-- Stated task --
In the listing below, find every line containing "React" and copy it out.

[START OF Exercise material]

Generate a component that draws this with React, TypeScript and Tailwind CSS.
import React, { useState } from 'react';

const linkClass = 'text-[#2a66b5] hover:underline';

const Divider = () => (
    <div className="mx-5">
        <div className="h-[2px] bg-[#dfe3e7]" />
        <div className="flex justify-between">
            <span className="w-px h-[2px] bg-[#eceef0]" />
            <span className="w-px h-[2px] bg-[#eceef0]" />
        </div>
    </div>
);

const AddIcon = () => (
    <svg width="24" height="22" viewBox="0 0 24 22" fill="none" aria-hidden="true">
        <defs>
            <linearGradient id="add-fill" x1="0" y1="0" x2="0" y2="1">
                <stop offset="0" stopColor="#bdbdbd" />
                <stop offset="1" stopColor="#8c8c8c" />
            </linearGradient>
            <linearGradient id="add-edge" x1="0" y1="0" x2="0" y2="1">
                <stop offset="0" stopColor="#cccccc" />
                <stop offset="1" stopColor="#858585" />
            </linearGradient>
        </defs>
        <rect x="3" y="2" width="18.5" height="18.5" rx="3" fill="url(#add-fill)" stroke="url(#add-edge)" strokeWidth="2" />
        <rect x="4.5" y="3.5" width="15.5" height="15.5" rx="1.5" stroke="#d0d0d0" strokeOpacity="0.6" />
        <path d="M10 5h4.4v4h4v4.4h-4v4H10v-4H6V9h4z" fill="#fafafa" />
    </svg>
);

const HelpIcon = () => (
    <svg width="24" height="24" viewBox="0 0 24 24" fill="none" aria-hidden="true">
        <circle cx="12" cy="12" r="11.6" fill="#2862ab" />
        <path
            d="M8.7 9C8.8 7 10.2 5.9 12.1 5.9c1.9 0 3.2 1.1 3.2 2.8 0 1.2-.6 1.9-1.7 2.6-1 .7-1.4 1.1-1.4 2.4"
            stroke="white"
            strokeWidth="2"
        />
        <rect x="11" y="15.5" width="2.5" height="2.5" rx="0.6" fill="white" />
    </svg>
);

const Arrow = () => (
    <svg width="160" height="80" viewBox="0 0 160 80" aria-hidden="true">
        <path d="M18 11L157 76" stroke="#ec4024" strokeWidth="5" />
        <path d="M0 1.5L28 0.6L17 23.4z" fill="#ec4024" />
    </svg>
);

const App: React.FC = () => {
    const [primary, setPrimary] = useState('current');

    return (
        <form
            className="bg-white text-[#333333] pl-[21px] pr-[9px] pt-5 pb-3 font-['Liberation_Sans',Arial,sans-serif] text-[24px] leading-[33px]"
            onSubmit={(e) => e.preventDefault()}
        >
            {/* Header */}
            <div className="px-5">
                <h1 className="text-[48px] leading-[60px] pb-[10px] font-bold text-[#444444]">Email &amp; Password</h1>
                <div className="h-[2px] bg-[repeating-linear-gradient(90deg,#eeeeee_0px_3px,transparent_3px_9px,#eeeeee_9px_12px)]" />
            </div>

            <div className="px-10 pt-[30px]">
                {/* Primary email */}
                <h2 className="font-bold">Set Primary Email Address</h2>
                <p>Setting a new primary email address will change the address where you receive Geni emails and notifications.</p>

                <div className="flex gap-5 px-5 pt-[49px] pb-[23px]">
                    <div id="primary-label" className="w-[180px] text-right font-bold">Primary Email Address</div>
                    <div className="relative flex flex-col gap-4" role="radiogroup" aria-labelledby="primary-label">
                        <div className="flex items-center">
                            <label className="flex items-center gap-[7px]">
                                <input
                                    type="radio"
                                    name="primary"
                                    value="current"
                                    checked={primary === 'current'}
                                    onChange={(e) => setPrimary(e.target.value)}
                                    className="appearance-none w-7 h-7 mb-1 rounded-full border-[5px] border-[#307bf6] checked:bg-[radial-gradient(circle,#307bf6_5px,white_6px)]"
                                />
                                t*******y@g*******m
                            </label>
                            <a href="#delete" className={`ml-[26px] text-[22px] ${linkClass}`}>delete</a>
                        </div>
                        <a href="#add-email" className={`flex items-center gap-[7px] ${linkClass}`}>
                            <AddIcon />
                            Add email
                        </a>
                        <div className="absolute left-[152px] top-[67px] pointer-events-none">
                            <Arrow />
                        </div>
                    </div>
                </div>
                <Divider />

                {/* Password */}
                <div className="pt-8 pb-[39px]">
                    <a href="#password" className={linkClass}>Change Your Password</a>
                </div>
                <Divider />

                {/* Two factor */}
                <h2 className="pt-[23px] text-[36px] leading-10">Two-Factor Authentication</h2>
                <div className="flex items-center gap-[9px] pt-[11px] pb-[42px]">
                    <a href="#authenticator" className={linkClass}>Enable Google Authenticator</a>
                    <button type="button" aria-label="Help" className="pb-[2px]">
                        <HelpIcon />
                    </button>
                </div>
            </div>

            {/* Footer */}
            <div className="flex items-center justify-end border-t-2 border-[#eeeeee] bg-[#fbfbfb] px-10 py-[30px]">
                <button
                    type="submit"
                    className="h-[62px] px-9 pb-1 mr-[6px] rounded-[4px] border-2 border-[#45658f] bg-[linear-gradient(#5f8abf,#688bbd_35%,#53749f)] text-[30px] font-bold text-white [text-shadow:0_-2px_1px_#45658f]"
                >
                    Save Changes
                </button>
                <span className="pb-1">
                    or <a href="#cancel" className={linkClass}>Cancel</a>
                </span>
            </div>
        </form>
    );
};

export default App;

[END OF Exercise material]
[START OF Exercise material]

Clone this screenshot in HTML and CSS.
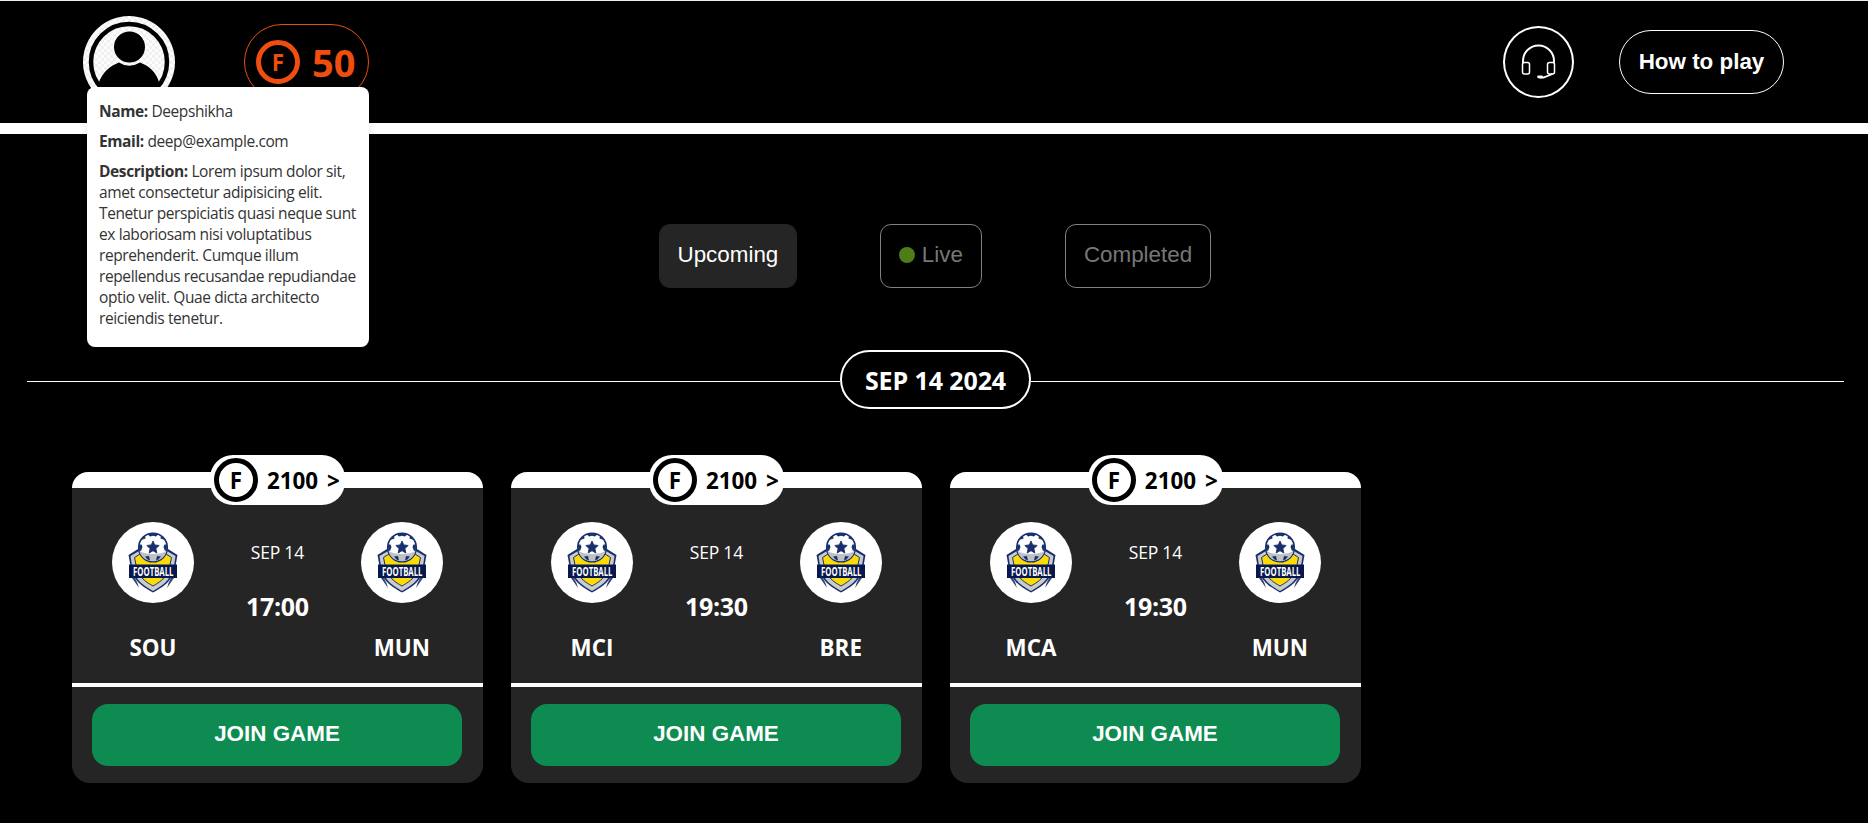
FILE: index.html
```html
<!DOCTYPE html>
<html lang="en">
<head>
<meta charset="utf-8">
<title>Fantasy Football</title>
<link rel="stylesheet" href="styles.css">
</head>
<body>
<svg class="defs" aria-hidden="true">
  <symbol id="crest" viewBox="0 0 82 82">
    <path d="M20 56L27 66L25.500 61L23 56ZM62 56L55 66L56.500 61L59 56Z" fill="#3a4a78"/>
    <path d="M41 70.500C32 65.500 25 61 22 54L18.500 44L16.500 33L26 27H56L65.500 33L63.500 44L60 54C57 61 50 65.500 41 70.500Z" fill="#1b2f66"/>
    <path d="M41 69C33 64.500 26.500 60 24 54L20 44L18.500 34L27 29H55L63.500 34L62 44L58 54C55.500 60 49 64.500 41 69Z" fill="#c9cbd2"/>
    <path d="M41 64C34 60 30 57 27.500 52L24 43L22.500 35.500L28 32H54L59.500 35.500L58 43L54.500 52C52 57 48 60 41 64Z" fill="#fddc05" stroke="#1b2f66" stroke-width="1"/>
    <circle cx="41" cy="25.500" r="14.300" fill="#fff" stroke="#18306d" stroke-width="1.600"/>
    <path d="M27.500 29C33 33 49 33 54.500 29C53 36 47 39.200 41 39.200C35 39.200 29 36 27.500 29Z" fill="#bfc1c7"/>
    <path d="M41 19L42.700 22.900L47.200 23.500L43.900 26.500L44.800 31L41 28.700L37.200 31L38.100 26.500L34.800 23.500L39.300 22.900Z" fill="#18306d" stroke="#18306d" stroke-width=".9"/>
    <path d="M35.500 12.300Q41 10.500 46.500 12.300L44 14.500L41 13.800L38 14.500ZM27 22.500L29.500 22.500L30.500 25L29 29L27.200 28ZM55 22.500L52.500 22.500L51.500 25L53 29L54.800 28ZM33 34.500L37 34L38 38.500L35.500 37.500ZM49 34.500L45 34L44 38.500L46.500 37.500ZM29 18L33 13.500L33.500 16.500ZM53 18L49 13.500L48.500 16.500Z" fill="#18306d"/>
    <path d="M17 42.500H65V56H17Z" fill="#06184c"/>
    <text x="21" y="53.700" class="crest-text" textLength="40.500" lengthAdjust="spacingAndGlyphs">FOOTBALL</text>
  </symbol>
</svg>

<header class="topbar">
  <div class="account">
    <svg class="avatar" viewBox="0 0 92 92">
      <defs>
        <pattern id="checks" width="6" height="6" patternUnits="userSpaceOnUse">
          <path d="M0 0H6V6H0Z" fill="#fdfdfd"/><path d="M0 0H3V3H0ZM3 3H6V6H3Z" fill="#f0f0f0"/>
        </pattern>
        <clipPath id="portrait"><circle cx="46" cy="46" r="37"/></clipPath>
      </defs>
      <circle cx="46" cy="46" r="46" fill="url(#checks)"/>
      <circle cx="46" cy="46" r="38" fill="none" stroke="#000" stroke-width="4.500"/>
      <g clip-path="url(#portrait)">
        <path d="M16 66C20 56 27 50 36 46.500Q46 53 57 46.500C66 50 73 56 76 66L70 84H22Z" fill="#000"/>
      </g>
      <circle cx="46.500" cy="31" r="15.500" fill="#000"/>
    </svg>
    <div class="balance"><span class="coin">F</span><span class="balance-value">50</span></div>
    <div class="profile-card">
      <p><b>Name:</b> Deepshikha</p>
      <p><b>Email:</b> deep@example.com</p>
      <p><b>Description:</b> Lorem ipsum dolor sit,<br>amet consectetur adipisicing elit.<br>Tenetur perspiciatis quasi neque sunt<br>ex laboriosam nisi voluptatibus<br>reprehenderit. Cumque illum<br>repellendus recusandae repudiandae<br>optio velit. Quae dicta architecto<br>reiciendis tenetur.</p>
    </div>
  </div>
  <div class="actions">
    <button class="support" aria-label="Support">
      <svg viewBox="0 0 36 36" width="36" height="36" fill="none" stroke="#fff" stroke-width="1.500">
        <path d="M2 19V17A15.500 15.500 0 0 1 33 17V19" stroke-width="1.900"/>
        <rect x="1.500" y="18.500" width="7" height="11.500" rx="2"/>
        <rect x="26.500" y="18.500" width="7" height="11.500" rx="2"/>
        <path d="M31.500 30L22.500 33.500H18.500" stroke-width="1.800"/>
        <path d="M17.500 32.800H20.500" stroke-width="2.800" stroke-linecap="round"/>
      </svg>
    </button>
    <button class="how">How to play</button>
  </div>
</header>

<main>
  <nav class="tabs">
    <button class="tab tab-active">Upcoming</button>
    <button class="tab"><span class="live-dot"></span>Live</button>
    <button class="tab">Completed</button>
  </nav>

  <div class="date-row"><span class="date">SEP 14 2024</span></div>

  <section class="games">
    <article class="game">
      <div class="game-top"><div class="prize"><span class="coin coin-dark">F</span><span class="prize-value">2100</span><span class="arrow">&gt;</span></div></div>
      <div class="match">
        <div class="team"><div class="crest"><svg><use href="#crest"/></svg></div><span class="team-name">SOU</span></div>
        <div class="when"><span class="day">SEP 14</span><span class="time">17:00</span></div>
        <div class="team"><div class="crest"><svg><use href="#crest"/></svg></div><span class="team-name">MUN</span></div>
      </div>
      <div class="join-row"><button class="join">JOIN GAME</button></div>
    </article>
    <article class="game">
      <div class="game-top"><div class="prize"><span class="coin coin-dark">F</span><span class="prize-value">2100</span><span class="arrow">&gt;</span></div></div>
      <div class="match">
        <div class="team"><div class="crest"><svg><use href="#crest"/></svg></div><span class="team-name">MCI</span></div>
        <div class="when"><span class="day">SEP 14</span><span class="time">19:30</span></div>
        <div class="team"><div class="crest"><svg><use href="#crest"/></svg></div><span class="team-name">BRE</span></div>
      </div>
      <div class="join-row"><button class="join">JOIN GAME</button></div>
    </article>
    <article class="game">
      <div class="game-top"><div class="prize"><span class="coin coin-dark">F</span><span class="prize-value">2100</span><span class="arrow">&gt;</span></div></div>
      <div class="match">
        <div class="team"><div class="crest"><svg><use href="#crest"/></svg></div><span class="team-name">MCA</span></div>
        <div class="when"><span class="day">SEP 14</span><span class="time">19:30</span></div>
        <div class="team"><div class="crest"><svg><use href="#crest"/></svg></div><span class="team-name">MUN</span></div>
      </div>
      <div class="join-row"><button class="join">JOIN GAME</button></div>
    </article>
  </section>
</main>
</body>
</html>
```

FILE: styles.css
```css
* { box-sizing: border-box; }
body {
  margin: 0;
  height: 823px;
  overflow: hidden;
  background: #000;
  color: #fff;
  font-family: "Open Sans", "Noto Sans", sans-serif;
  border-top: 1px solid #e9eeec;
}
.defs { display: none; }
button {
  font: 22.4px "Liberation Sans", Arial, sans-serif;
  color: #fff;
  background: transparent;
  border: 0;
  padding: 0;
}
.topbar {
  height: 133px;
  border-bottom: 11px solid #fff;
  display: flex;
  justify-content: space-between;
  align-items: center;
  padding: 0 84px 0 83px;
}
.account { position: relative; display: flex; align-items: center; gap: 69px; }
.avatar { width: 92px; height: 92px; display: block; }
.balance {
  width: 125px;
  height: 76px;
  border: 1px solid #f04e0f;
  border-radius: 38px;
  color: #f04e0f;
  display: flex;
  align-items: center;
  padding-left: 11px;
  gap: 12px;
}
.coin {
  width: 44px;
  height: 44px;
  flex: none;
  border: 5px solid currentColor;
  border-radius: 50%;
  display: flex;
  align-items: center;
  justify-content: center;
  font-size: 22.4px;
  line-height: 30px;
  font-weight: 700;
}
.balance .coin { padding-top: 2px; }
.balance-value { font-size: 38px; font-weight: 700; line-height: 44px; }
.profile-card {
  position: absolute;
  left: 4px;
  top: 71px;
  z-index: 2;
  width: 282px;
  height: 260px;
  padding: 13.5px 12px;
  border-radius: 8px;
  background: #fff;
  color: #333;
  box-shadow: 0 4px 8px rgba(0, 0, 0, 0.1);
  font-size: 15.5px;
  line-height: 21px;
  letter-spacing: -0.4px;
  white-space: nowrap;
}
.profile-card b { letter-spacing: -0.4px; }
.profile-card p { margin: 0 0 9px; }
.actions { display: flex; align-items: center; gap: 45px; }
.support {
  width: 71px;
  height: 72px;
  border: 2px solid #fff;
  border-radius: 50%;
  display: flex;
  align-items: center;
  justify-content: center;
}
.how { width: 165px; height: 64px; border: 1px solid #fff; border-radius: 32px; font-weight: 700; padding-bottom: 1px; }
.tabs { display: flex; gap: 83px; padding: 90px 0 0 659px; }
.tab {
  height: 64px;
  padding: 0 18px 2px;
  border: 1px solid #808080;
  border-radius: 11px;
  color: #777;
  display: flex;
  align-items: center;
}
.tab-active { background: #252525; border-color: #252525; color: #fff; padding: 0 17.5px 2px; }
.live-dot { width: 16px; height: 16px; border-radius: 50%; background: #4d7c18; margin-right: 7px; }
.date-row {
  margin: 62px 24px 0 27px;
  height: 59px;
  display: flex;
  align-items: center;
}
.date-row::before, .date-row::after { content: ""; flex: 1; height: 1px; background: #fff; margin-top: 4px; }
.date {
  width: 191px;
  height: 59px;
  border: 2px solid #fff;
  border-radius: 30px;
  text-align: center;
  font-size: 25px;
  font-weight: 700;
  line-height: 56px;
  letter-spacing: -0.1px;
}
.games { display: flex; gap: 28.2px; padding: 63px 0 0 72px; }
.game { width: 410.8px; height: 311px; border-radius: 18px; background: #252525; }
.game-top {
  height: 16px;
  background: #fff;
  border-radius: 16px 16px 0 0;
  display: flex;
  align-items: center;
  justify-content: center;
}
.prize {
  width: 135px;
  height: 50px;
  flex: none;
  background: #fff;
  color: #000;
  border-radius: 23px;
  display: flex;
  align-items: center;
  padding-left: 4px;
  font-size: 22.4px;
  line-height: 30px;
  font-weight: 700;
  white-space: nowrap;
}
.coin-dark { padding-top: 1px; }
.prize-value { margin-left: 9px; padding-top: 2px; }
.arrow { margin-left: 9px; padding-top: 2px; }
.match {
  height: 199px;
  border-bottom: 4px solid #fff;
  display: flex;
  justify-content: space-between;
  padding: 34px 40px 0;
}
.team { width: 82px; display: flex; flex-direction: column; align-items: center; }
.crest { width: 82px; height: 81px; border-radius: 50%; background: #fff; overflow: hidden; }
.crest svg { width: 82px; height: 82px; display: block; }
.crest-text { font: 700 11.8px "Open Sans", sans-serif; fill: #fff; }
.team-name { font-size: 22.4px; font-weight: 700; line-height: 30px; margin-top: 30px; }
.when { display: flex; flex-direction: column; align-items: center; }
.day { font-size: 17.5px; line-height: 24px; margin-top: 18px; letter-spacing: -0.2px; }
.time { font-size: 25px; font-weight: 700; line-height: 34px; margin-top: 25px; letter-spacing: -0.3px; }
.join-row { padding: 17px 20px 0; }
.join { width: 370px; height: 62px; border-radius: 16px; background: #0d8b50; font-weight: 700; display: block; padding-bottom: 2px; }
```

[END OF Exercise material]

-- Task answer --
Generate a component that draws this with React, TypeScript and Tailwind CSS.
import React, { useState } from 'react';
const App: React.FC = () => {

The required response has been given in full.